Instruction:
Find each line containing the string "screenshot" and return it.

Rows from a dataset of pages and code
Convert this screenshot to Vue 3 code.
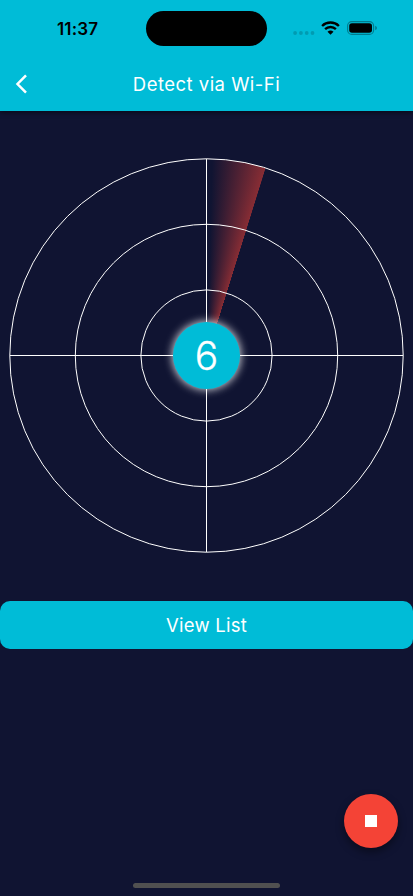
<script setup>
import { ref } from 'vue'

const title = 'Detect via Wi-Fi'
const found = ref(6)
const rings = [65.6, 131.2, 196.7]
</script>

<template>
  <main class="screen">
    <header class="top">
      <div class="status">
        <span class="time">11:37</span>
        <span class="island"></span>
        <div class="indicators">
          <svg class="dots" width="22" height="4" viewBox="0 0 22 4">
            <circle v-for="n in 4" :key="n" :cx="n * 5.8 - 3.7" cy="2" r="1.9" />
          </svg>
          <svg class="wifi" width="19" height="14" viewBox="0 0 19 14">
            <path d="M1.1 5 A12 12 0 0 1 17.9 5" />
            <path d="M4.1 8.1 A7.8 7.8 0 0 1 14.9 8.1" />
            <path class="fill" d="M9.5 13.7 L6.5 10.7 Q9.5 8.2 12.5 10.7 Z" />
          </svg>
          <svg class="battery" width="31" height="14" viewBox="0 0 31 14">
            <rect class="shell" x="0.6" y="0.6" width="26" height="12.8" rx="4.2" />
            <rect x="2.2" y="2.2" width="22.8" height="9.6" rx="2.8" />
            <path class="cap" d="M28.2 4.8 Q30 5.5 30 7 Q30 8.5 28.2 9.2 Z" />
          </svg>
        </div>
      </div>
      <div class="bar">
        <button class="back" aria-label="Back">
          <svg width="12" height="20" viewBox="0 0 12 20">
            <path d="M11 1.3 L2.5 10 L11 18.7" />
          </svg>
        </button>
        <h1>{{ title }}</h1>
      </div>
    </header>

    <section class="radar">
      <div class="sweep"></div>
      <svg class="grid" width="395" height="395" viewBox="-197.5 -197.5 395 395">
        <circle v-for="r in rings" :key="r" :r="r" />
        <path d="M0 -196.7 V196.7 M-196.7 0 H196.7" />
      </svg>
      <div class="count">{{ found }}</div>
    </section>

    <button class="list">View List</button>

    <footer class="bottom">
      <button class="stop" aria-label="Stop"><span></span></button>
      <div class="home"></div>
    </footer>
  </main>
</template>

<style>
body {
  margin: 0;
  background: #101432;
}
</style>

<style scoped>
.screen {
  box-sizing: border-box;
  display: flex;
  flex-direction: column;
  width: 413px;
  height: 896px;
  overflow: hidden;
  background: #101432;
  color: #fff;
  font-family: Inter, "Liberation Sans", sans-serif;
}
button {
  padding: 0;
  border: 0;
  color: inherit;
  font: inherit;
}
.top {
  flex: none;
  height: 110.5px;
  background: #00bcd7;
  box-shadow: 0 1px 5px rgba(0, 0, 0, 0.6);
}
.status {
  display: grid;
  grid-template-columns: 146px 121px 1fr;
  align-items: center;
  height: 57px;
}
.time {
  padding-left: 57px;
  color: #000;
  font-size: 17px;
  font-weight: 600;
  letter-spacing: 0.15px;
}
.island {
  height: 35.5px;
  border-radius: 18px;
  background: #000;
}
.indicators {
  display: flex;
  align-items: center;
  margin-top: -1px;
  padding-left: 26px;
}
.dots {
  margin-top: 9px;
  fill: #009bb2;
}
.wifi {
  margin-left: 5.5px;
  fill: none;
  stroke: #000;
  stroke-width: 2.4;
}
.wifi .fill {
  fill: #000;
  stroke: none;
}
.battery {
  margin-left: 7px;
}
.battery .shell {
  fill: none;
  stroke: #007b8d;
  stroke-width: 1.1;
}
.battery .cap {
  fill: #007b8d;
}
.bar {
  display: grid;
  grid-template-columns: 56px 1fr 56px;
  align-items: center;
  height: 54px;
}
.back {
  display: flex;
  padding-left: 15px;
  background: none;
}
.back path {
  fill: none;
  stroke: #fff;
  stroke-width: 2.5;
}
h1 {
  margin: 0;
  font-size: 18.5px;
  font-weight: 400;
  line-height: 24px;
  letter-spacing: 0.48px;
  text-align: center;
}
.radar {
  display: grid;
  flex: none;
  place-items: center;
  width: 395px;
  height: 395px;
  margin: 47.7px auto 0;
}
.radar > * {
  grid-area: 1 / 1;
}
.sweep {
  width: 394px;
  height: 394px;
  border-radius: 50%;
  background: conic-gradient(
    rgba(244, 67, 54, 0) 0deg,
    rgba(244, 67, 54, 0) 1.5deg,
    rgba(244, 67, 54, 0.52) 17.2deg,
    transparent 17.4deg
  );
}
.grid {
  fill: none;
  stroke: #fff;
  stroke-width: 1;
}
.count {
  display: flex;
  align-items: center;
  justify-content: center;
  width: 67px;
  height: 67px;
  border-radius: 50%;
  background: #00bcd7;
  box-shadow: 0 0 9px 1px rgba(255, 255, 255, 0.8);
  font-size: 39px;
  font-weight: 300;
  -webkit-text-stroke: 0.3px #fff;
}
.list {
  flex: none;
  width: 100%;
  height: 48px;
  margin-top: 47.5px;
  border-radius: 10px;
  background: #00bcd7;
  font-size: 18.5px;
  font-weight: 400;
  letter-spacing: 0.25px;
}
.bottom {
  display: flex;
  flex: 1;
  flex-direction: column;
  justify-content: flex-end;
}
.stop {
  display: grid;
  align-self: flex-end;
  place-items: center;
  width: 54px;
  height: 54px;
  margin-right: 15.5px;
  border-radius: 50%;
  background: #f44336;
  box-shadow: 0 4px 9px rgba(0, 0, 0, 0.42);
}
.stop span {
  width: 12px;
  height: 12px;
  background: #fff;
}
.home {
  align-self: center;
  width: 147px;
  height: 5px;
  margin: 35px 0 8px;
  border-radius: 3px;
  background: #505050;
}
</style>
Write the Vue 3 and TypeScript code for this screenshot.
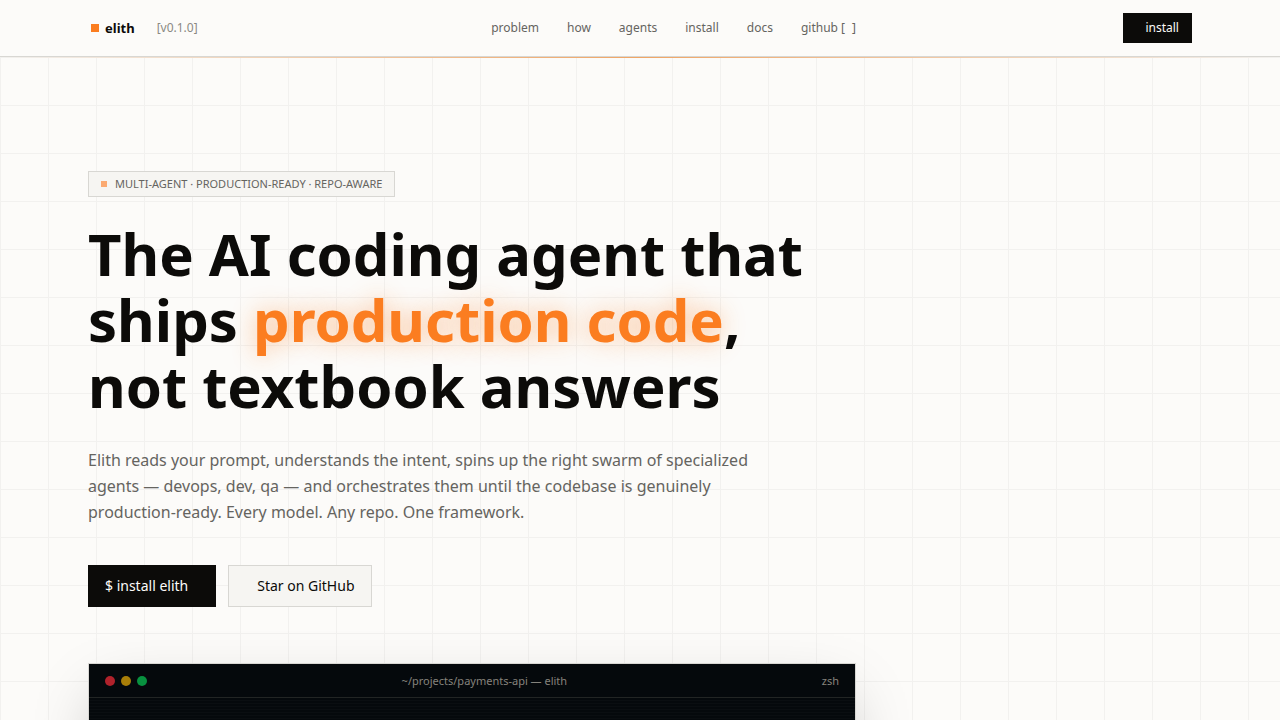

Answer for this exercise:
Convert this screenshot to Vue 3 code.
Write the Vue 3 and TypeScript code for this screenshot.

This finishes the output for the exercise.